Goal — In the material below, count the lines with the word "TypeScript" and state that number only.

Excerpted records —
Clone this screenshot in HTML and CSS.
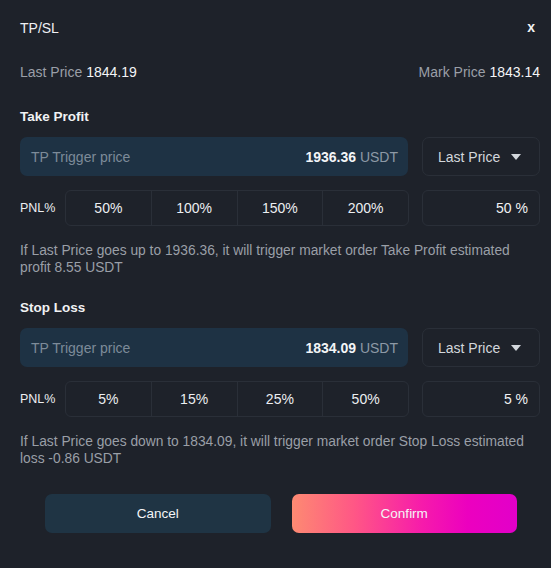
FILE: index.html
```html
<!DOCTYPE html>
<html lang="en">
<head>
<meta charset="utf-8">
<title>TP/SL</title>
<link rel="stylesheet" href="styles.css">
</head>
<body>
<div class="modal">
  <div class="header">
    <span class="title">TP/SL</span>
    <span class="close">x</span>
  </div>
  <div class="prices">
    <span class="price"><span class="muted">Last Price</span> <b>1844.19</b></span>
    <span class="price"><span class="muted">Mark Price</span> <b>1843.14</b></span>
  </div>

  <div class="section">
    <div class="section-title">Take Profit</div>
    <div class="input-row">
      <div class="trigger">
        <span class="placeholder">TP Trigger price</span>
        <span class="value"><b>1936.36</b> <span class="unit">USDT</span></span>
      </div>
      <div class="select">
        <span>Last Price</span>
        <span class="caret"></span>
      </div>
    </div>
    <div class="pnl-row">
      <span class="pnl-label">PNL%</span>
      <div class="segments">
        <span class="seg">50%</span>
        <span class="seg">100%</span>
        <span class="seg">150%</span>
        <span class="seg">200%</span>
      </div>
      <div class="pct-box">50 %</div>
    </div>
    <p class="help">If Last Price goes up to 1936.36, it will trigger market order Take Profit estimated profit 8.55 USDT</p>
  </div>

  <div class="section second">
    <div class="section-title">Stop Loss</div>
    <div class="input-row">
      <div class="trigger">
        <span class="placeholder">TP Trigger price</span>
        <span class="value"><b>1834.09</b> <span class="unit">USDT</span></span>
      </div>
      <div class="select">
        <span>Last Price</span>
        <span class="caret"></span>
      </div>
    </div>
    <div class="pnl-row">
      <span class="pnl-label">PNL%</span>
      <div class="segments">
        <span class="seg">5%</span>
        <span class="seg">15%</span>
        <span class="seg">25%</span>
        <span class="seg">50%</span>
      </div>
      <div class="pct-box">5 %</div>
    </div>
    <p class="help">If Last Price goes down to 1834.09, it will trigger market order Stop Loss estimated loss -0.86 USDT</p>
  </div>

  <div class="actions">
    <button class="btn cancel">Cancel</button>
    <button class="btn confirm">Confirm</button>
  </div>
</div>
</body>
</html>
```

FILE: styles.css
```css
* { box-sizing: border-box; }
html, body {
  margin: 0;
  padding: 0;
  background: #1e222a;
}
body {
  font-family: "Liberation Sans", Arial, sans-serif;
  color: #eceef1;
  width: 551px;
  height: 568px;
  overflow: hidden;
}
.modal {
  padding: 0 11px 0 20px;
}
.header {
  height: 56px;
  display: flex;
  justify-content: space-between;
  align-items: center;
}
.title {
  font-size: 14px;
  color: #eef0f3;
}
.close {
  font-size: 14px;
  font-weight: bold;
  color: #f2f3f5;
  margin-right: 5px;
  line-height: 1;
  padding-bottom: 2px;
}
.prices {
  margin-top: 7px;
  display: flex;
  justify-content: space-between;
  font-size: 14px;
  line-height: 18px;
}
.prices b {
  font-weight: normal;
  color: #f4f5f7;
}
.muted {
  color: #9a9fa7;
}
.section {
  margin-top: 26px;
}
.section.second {
  margin-top: 22px;
}
.section-title {
  font-size: 13.5px;
  font-weight: bold;
  line-height: 20px;
  color: #f1f2f4;
}
.input-row {
  margin-top: 10px;
  display: flex;
  gap: 14px;
  height: 39px;
}
.trigger {
  flex: 1;
  background: #1e3244;
  border-radius: 7px;
  display: flex;
  align-items: center;
  justify-content: space-between;
  padding: 0 10px 0 11px;
  font-size: 14px;
}
.placeholder {
  color: #7d8b99;
}
.value b {
  color: #f3f5f7;
}
.unit {
  color: #8d99a6;
}
.select {
  width: 118px;
  border: 1px solid #2a2f38;
  border-radius: 7px;
  display: flex;
  align-items: center;
  padding-left: 15px;
  gap: 11px;
  font-size: 14px;
  color: #d3d7dc;
}
.caret {
  width: 0;
  height: 0;
  border-left: 5px solid transparent;
  border-right: 5px solid transparent;
  border-top: 6px solid #d3d7dc;
  margin-top: 1px;
}
.pnl-row {
  margin-top: 14px;
  display: flex;
  align-items: stretch;
  height: 36px;
}
.pnl-label {
  width: 45px;
  display: flex;
  align-items: center;
  font-size: 12.5px;
  color: #eceef1;
}
.segments {
  flex: 1;
  display: flex;
  border: 1px solid #2a2f38;
  border-radius: 6px;
  margin-right: 13px;
}
.seg {
  flex: 1;
  display: flex;
  align-items: center;
  justify-content: center;
  font-size: 14px;
  color: #eceef1;
  border-left: 1px solid #2a2f38;
}
.seg:first-child {
  border-left: none;
}
.pct-box {
  width: 118px;
  border: 1px solid #2a2f38;
  border-radius: 6px;
  display: flex;
  align-items: center;
  justify-content: flex-end;
  padding-right: 11px;
  font-size: 14px;
  color: #f1f2f4;
}
.help {
  margin: 16px 0 0;
  font-size: 13.8px;
  line-height: 17px;
  color: #9a9fa7;
}
.actions {
  margin-top: 27px;
  display: flex;
  gap: 21px;
  padding: 0 23px 0 25px;
}
.btn {
  flex: 1;
  height: 39px;
  border: none;
  border-radius: 7px;
  font-family: "Liberation Sans", Arial, sans-serif;
  font-size: 13.5px;
  color: #f4f5f7;
  cursor: pointer;
}
.cancel {
  background: #1f3444;
}
.confirm {
  background: linear-gradient(90deg, #fd8a72 0%, #ff5686 28%, #f61bab 58%, #ec00bf 78%, #e200c9 100%);
}
```
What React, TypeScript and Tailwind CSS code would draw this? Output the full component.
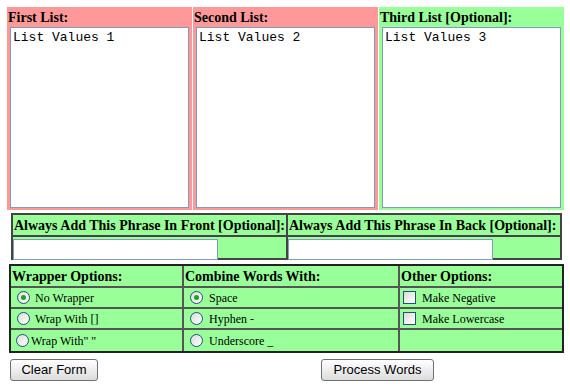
import { useState } from 'react'

const SERIF = { fontFamily: '"Liberation Serif", "Times New Roman", serif' }
const MONO = { fontFamily: '"Liberation Mono", "Courier New", monospace' }
const SANS = { fontFamily: '"Liberation Sans", Arial, sans-serif' }

function ListColumn({ title, value, tone }: { title: string; value: string; tone: string }) {
  return (
    <div className={`flex h-[203px] w-[185px] flex-col px-[3px] pb-[2px] ${tone}`}>
      <div className="h-[20px] pt-[2px] -ml-[2px] text-[14px] font-bold leading-[17px] text-black" style={SERIF}>
        {title}
      </div>
      <textarea
        defaultValue={value}
        className="flex-1 resize-none border border-[#7f9db9] bg-white px-[2px] py-[2px] text-[13px] leading-[15px] text-black outline-none"
        style={MONO}
      />
    </div>
  )
}

function Radio({ checked }: { checked?: boolean }) {
  return (
    <span className="flex h-[13px] w-[13px] items-center justify-center rounded-full border border-[#1c5180] bg-gradient-to-br from-[#dcdcd7] to-white">
      {checked && <span className="h-[5px] w-[5px] rounded-full bg-[#21a121]" />}
    </span>
  )
}

function Box() {
  return <span className="h-[13px] w-[13px] border border-[#1c5180] bg-gradient-to-br from-[#dcdcd7] to-white" />
}

export default function App() {
  const [wrap, setWrap] = useState('none')
  const [join, setJoin] = useState('space')

  const wrapOpts = [
    { id: 'none', label: 'No Wrapper' },
    { id: 'brackets', label: 'Wrap With []' },
    { id: 'quotes', label: 'Wrap With" "' },
  ]
  const joinOpts = [
    { id: 'space', label: 'Space' },
    { id: 'hyphen', label: 'Hyphen -' },
    { id: 'underscore', label: 'Underscore _' },
  ]
  const otherOpts = ['Make Negative', 'Make Lowercase', '']

  return (
    <div className="h-[390px] w-[570px] bg-white" style={SERIF}>
      <div className="flex gap-[1px] px-[7px] pt-[7px]">
        <ListColumn title="First List:" value="List Values 1" tone="bg-[#ff9999]" />
        <ListColumn title="Second List:" value="List Values 2" tone="bg-[#ff9999]" />
        <ListColumn title="Third List [Optional]:" value="List Values 3" tone="bg-[#99ff99]" />
      </div>

      <div className="ml-[11px] mt-[3px] w-[551px] border-2 border-[#444] bg-[#99ff99]">
        <div className="grid grid-cols-[275px_1fr]">
          {['Always Add This Phrase In Front [Optional]:', 'Always Add This Phrase In Back [Optional]:'].map((t, i) => (
            <div key={t} className={`flex flex-col ${i === 0 ? 'border-r-2 border-[#444]' : ''}`}>
              <div className="h-[22px] border-b-2 border-[#444] pl-[1px] pt-[2px] text-[14px] font-bold leading-[17px] whitespace-nowrap">
                {t}
              </div>
              <div className="h-[21px]">
                <input className="h-[21px] w-[205px] border border-[#7f9db9] bg-white outline-none" />
              </div>
            </div>
          ))}
        </div>
      </div>

      <div className="ml-[9px] mt-[4px] grid w-[555px] grid-cols-[173px_216px_1fr] border-2 border-[#222] bg-[#99ff99] text-[12px]">
        <div className="h-[22px] border-b-2 border-r-2 border-[#555] pl-[1px] pt-[2px] text-[14px] font-bold leading-[17px]">Wrapper Options:</div>
        <div className="h-[22px] border-b-2 border-r-2 border-[#555] pl-[1px] pt-[2px] text-[14px] font-bold leading-[17px]">Combine Words With:</div>
        <div className="h-[22px] border-b-2 border-[#555] pl-[1px] pt-[2px] text-[14px] font-bold leading-[17px]">Other Options:</div>
        {[0, 1, 2].map((r) => (
          <div key={r} className="contents">
            <label
              className={`flex h-[21px] items-center gap-[4px] border-r-2 border-[#555] ${r < 2 ? 'border-b-2' : ''} ${r === 2 ? 'pl-[5px]' : 'pl-[6px]'}`}
              onClick={() => setWrap(wrapOpts[r].id)}
            >
              <Radio checked={wrap === wrapOpts[r].id} />
              <span className={r === 2 ? 'ml-[-2px]' : 'ml-[1px]'}>{wrapOpts[r].label}</span>
            </label>
            <label
              className={`flex h-[21px] items-center gap-[6px] border-r-2 border-[#555] pl-[6px] ${r < 2 ? 'border-b-2' : ''}`}
              onClick={() => setJoin(joinOpts[r].id)}
            >
              <Radio checked={join === joinOpts[r].id} />
              <span>{joinOpts[r].label}</span>
            </label>
            <label className={`flex h-[21px] items-center gap-[6px] border-[#555] pl-[3px] ${r < 2 ? 'border-b-2' : ''}`}>
              {otherOpts[r] && <Box />}
              <span>{otherOpts[r]}</span>
            </label>
          </div>
        ))}
      </div>

      <div className="mt-[6px] flex pl-[10px]" style={SANS}>
        <button className="h-[22px] w-[88px] rounded-[3px] border border-[#707070] bg-gradient-to-b from-white to-[#dcdcdc] text-[13px] text-black">
          Clear Form
        </button>
        <button className="ml-[223px] h-[22px] w-[113px] rounded-[3px] border border-[#707070] bg-gradient-to-b from-white to-[#dcdcdc] text-[13px] text-black">
          Process Words
        </button>
      </div>
    </div>
  )
}
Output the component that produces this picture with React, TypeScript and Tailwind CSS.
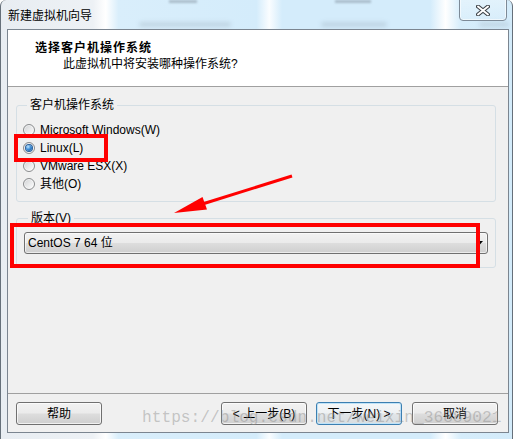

Answer for the task — 2